L’obiettivo dello studiato linguaggio poetico di Maria Teresa Infante è in primo luogo la liberazione dalle convenzioni sociali, che non si limitano a essere la terribile Trimurti Stato-Scuola-Chiesa, unica teofania dell’oppressione istituzionalizzata, ma che diventano anche le convenzioni della logica, della grammatica, della ragione in generale, perché non è affatto detto che il cielo è sempre più blu, con buona pace di Rino Gaetano e del suo eccezionale caravanserraglio di parole in libertà. Il secondo obiettivo è l’avvaloramento del sogno e lo sconfinamento nella follia: già Erasmo aveva benedetto la follia e ne aveva fatto l’elogio, ma ancora più i poeti di sponda surrealista. Il terzo obiettivo fondamentale è l’ideologia dell’amore che ha sia un piede nella sensualità del paganesimo sia un piede nell’agape misericordiosa del cristianesimo, come bene si può leggere nella poesia eponima, fra le più alte di questo bel libro, Extrema ratio, ossia l’ultima chance che ci resta da giocare. L’amore, appunto: proprio quello! Quell’amore, che è speranza di vita migliore, di liberazione, di affrancamento dalle prigioni: quell’amore che affonda nell’Utopia, il piroscafo che si inabissa nella baia di Gibilterra, in diciassette metri di profondità, a un passo dalla salvezza.
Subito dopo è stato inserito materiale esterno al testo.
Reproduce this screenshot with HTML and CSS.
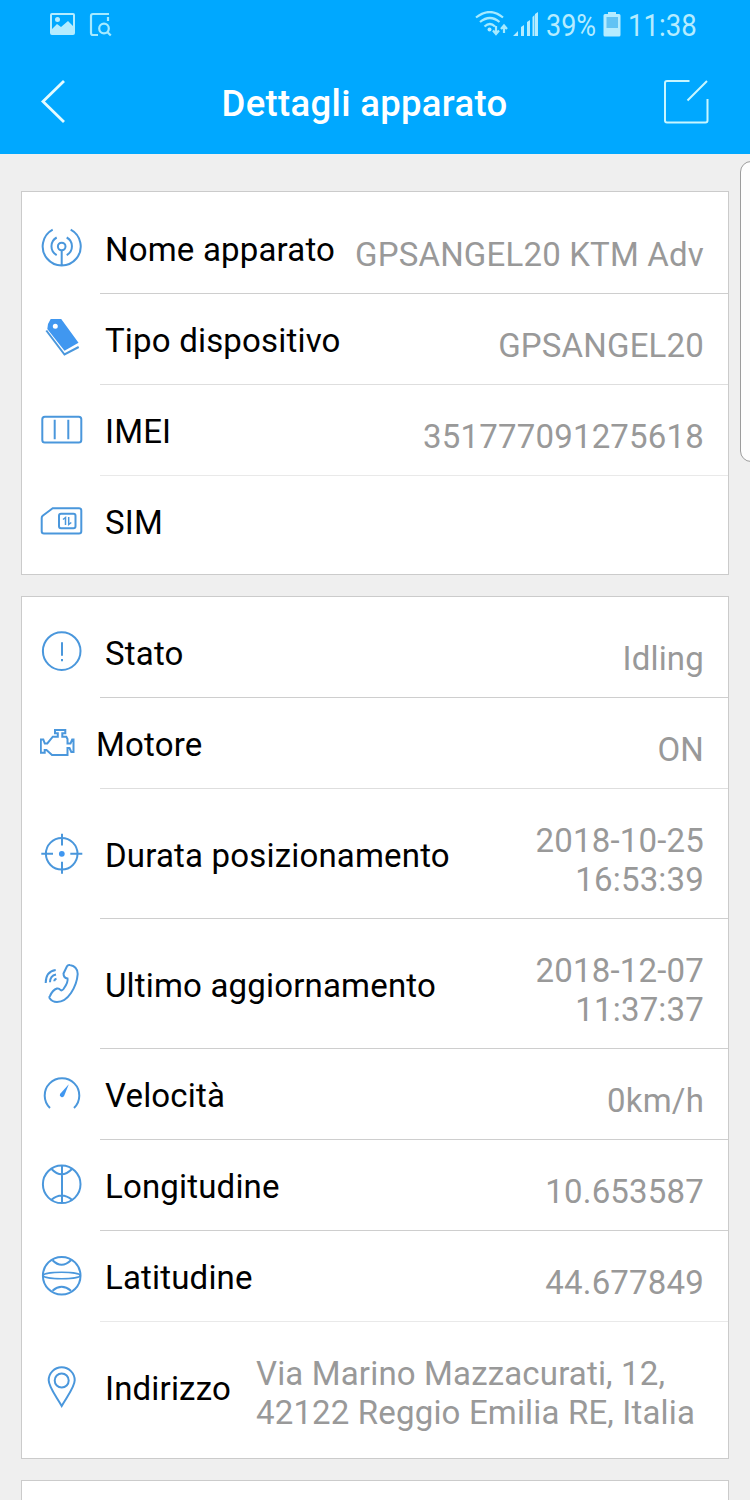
FILE: index.html
```
<!DOCTYPE html>
<html lang="it">
<head>
<meta charset="utf-8">
<title>Dettagli apparato</title>
<link rel="stylesheet" href="styles.css">
</head>
<body>
<div class="screen">
  <header class="header">
    <div class="status">
      <svg class="status-left" width="64" height="28" viewBox="0 0 64 28">
        <path class="solid" fill-rule="evenodd" d="M2 2h21q2 0 2 2v18q0 2-2 2H2q-2 0-2-2V4q0-2 2-2zm0 2v14l5-5 4 3 7-6 5 5V4zM7.500 6a2.500 2.500 0 1 1 0 5a2.500 2.500 0 1 1 0-5z"/>
        <path class="line" d="M59 3H43q-2 0-2 2v17q0 2 2 2h5M58 6v4"/>
        <circle class="line" cx="54" cy="17.500" r="4.800"/><path class="line" d="M57.300 21l3.500 3.500"/>
      </svg>
      <div class="status-right">
        <svg width="64" height="28" viewBox="0 0 64 28">
          <path class="line" d="M1 6.500Q15-4.500 28 6.500M5 11Q15 3 24.500 11M9.500 15.500Q15 10.500 20 15.500"/>
          <circle class="solid" cx="14.500" cy="18.500" r="2"/>
          <path class="line" d="M21 15v8m-3-3.500l3 3.500 3-3.500M29 22v-7.500m-3 3.500l3-3.500 3 3.500"/>
          <path class="solid" d="M38 25l5-5v5zM46 16l3-2v11H46zM52 11l3-2v16H52zM57.500 6l2-2v21h-2zM60 3l3-2v24h-3z"/>
        </svg>
        <span class="battery-text">39%</span>
        <svg width="18" height="28" viewBox="0 0 18 28"><path class="solid" d="M5 1h8v2h3q1.500 0 1.500 1.500V24q0 1.500-1.500 1.500H2Q.5 25.500.5 24V4.500Q.5 3 2 3h3z"/><path class="battery-gap" d="M3.500 6h11.500v11H3.500z"/></svg>
        <span class="clock">11:38</span>
      </div>
    </div>
    <div class="toolbar">
      <svg width="26" height="46" viewBox="0 0 26 46"><path class="nav-line" d="M24 2L3 22.500l21 20.500"/></svg>
      <h1 class="title">Dettagli apparato</h1>
      <svg width="46" height="46" viewBox="0 0 46 46"><path class="edit-line" d="M26.500 2H4Q2 2 2 4v37.500q0 2 2 2h38.500q2 0 2-2V20M44 2L24.500 21.500"/></svg>
    </div>
  </header>

  <main class="content">
    <section class="card device">
      <div class="row">
        <svg class="icon" viewBox="0 0 44 44"><path d="M12.700 3.700a19 19 0 1 0 18 0M16.700 11.500a10 10 0 0 0 0 17.600M26.700 11.500a10 10 0 0 1 0 17.600M21.700 24.300V39"/><circle cx="21.700" cy="20.500" r="3.800"/></svg>
        <span class="label">Nome apparato</span><span class="value">GPSANGEL20 KTM Adv</span>
      </div>
      <div class="row soft">
        <svg class="icon" viewBox="0 0 44 44"><path class="fill" fill-rule="evenodd" d="M10.700 2h10.500l17.300 23.700L24.500 33.700 7.300 12 8 7zM15.300 6.800a2.500 2.500 0 1 0 0 5a2.500 2.500 0 1 0 0-5z"/><path d="M6.300 13.500l18.200 24L38.700 30"/></svg>
        <span class="label">Tipo dispositivo</span><span class="value">GPSANGEL20</span>
      </div>
      <div class="row faint">
        <svg class="icon" viewBox="0 0 44 44"><rect x="2.300" y="8.700" width="39" height="25.800" rx="2.500"/><path d="M14.700 11.700v19.600M28.300 11.700v19.600"/></svg>
        <span class="label">IMEI</span><span class="value">351777091275618</span>
      </div>
      <div class="row last">
        <svg class="icon" viewBox="0 0 44 44"><path d="M12.700 9.300H39q2.300 0 2.300 2.300v20.700q0 2.300-2.300 2.300H4q-2.300 0-2.300-2.300V19q0-1.300 1-2.200z"/><rect x="19" y="14.700" width="16.500" height="14.500" rx="2"/><path class="detail" d="M23 20.500l2.500-2v7.500M28.700 18v7.500l2.600-2"/></svg>
        <span class="label">SIM</span><span class="value"></span>
      </div>
    </section>

    <section class="card position">
      <div class="row">
        <svg class="icon" viewBox="0 0 44 44"><circle cx="21.700" cy="21.100" r="18.800"/><path d="M22 12.300v13.400M22 29v2.200"/></svg>
        <span class="label">Stato</span><span class="value">Idling</span>
      </div>
      <div class="row compact soft">
        <svg class="icon" viewBox="0 0 44 44"><path d="M15 9h10.300v3.300h-3v3.400h4L27.500 18v4.500h3l1.700-4h1.300V31h-2.200l-1.800-4h-2v7H12l-5.500-5H4.700v2.700H.8V18.500h2.500l1.500 4h2.500l5.500-6.800h5v-3.400H15z"/></svg>
        <span class="label">Motore</span><span class="value">ON</span>
      </div>
      <div class="row tall">
        <svg class="icon" viewBox="0 0 44 44"><circle cx="21.700" cy="21.800" r="15.800"/><path d="M22 1.800v11.700M22 29.800v12M1.300 21.800H13M30.300 21.800h12"/><circle class="fill" cx="21.800" cy="21.800" r="2.900"/></svg>
        <span class="label">Durata posizionamento</span><span class="value">2018-10-25<br>16:53:39</span>
      </div>
      <div class="row tall">
        <svg class="icon" viewBox="0 0 44 44"><path d="M23.500 11.500L27 4.200Q28 2.500 30 3q7.700 1.500 7.700 9Q37 22 31 31 25 40 17 40q-5 0-7.500-4-.5-1 .5-2 2.500-6 7-7.500 2-.5 3.500 1.500 1.500 1 3-1 5-7 4-10.500-4-.5-4-5zM5.700 21q0-11.500 10-13M10 20.300q0-6.500 6-7.800M14.300 19.300q0-2 2.200-2.500"/></svg>
        <span class="label">Ultimo aggiornamento</span><span class="value">2018-12-07<br>11:37:37</span>
      </div>
      <div class="row">
        <svg class="icon" viewBox="0 0 44 44"><path d="M10 36a17.300 17.300 0 1 1 24 0"/><path class="fill" d="M28.800 12.300L20 21.900a2.200 2.200 0 1 0 4.200 1.800z"/></svg>
        <span class="label">Velocità</span><span class="value">0km/h</span>
      </div>
      <div class="row">
        <svg class="icon" viewBox="0 0 44 44"><circle cx="21.700" cy="21.300" r="18.800"/><path d="M22 2.500v37.600M11.500 6q10 10.500 20.500 0M11.500 36.700q10-8.500 20.500 0"/></svg>
        <span class="label">Longitudine</span><span class="value">10.653587</span>
      </div>
      <div class="row faint">
        <svg class="icon" viewBox="0 0 44 44"><circle cx="21.700" cy="21.700" r="18.800"/><ellipse class="detail" cx="21.700" cy="21.500" rx="18.500" ry="3.200"/><path d="M12.500 6.300q9 9 18.500 0M12.500 36.700q9-7.800 18.500 0"/></svg>
        <span class="label">Latitudine</span><span class="value">44.677849</span>
      </div>
      <div class="row tall last">
        <svg class="icon" viewBox="0 0 44 44"><path d="M21.700 41C16 31 8.700 22 8.700 15.300a13 13 0 0 1 26 0C34.700 22 27.400 31 21.700 41z"/><circle cx="21.700" cy="15.500" r="7"/></svg>
        <span class="label">Indirizzo</span><span class="value address">Via Marino Mazzacurati, 12,<br>42122 Reggio Emilia RE, Italia</span>
      </div>
    </section>

    <section class="card next"></section>
  </main>
  <div class="edge-handle"></div>
</div>
</body>
</html>
```
FILE: styles.css
```
* { box-sizing: border-box; }
body { margin: 0; background: #efefef; font-family: Roboto, "Liberation Sans", sans-serif; }
.screen { position: relative; width: 750px; height: 1500px; overflow: hidden; background: #efefef; }

.header { height: 154px; background: #00a8ff; }
.status { display: flex; justify-content: space-between; height: 50px; padding: 11px 52px 0 50px; color: #b5ecff; }
.status-right { display: flex; height: 28px; margin-right: 0; }
.status svg { display: block; flex: none; }
.status-right span { font-size: 31px; line-height: 29px; white-space: nowrap; transform-origin: left center; }
.battery-text { width: 50px; margin-left: 7px; margin-right: 7px; transform: scaleX(.87); }
.clock { width: 70px; margin-left: 7px; transform: scaleX(.89); }
.solid { fill: #b5ecff; }
.battery-gap { fill: #62c3f4; }
.line { fill: none; stroke: #a5eaff; stroke-width: 2.2; }
.toolbar { display: flex; align-items: center; justify-content: space-between; height: 104px; padding: 0 41px 0 40px; }
.title { margin: 0; padding-top: 3px; font-size: 36.5px; line-height: 44px; font-weight: 500; color: #fff; letter-spacing: 0.32px; }
.nav-line { fill: none; stroke: #e4fbff; stroke-width: 2.800; }
.edit-line { fill: none; stroke: #c8f6ff; stroke-width: 2; }

.content { display: flex; flex-direction: column; gap: 21px; padding: 37px 21px 0; }
.card { flex: none; background: #fff; border: 1px solid #cbcbcb; }
.device { padding: 11px 0 7px; }
.position { padding: 10px 0 6px; }
.next { height: 60px; }
.row { position: relative; display: flex; align-items: center; height: 91px; padding: 0 24px 1px 18px; }
.row::after { content: ""; position: absolute; left: 78px; right: 0; bottom: 0; height: 1px; background: #cecece; }
.row.soft::after { background: #dedede; }
.row.faint::after { background: #e9e9e9; }
.row.last::after { display: none; }
.tall { height: 130px; }
.icon { flex: none; width: 44px; height: 44px; fill: none; stroke: #4a97dc; stroke-width: 2; }
.icon .fill { fill: #4097f0; stroke: none; }
.icon .detail { stroke-width: 1.500; }
.label { margin-left: 21px; padding-top: 2px; font-size: 33px; line-height: 39px; color: #000; white-space: nowrap; letter-spacing: 0.18px; }
.tall .label { padding-top: 3px; }
.compact .label { margin-left: 12px; }
.value { margin-left: auto; padding-top: 13px; font-size: 33px; line-height: 39px; color: #999; text-align: right; white-space: nowrap; letter-spacing: 0.18px; }
.tall .value { padding-top: 12px; }
.value.address { margin-left: 25px; text-align: left; letter-spacing: 0.16px; }
.edge-handle { position: absolute; left: 740px; top: 161px; width: 30px; height: 301px; background: #fdfdfd; border: 1px solid #9c9c9c; border-radius: 11px; }
```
Le poesie di Maria Teresa Infante contengono principalmente costruzioni della mente e visioni di scorci della città, pezzi di corpi umani, principalmente le mani, vaghi frutti della natura, specialmente i limoni – ma non sono quelli di Montale – poi ci sono biciclette e lavandini, stelle del cielo e pasticche di valium, pigiami e sigarette Wiston Slim Blu, proverbi latini, ma di derivazione greca, de mortuis nihil nis bonum dicendum est, bisogna sempre parlare bene dei morti, maiuscole simboliste del linguaggio – il Tutto e il Niente – dove i grafemi scindono gli schemi e la conclusione è che: omnia fert aetas, il tempo porta via tutte ’e cóse, direbbero nel nostro Sud.
Grande festa dell’intelligenza poetica è la scrittura di Maria Teresa Infante, nel senso più letterale ed etimologico della parola: un vero inno alla gioia di collegare le cose fra di loro e di raccontare una storia che si colloca bene nel naufragare m’è dolce in questo mare, tenendo a mente che può anche essere un’orribile disgrazia.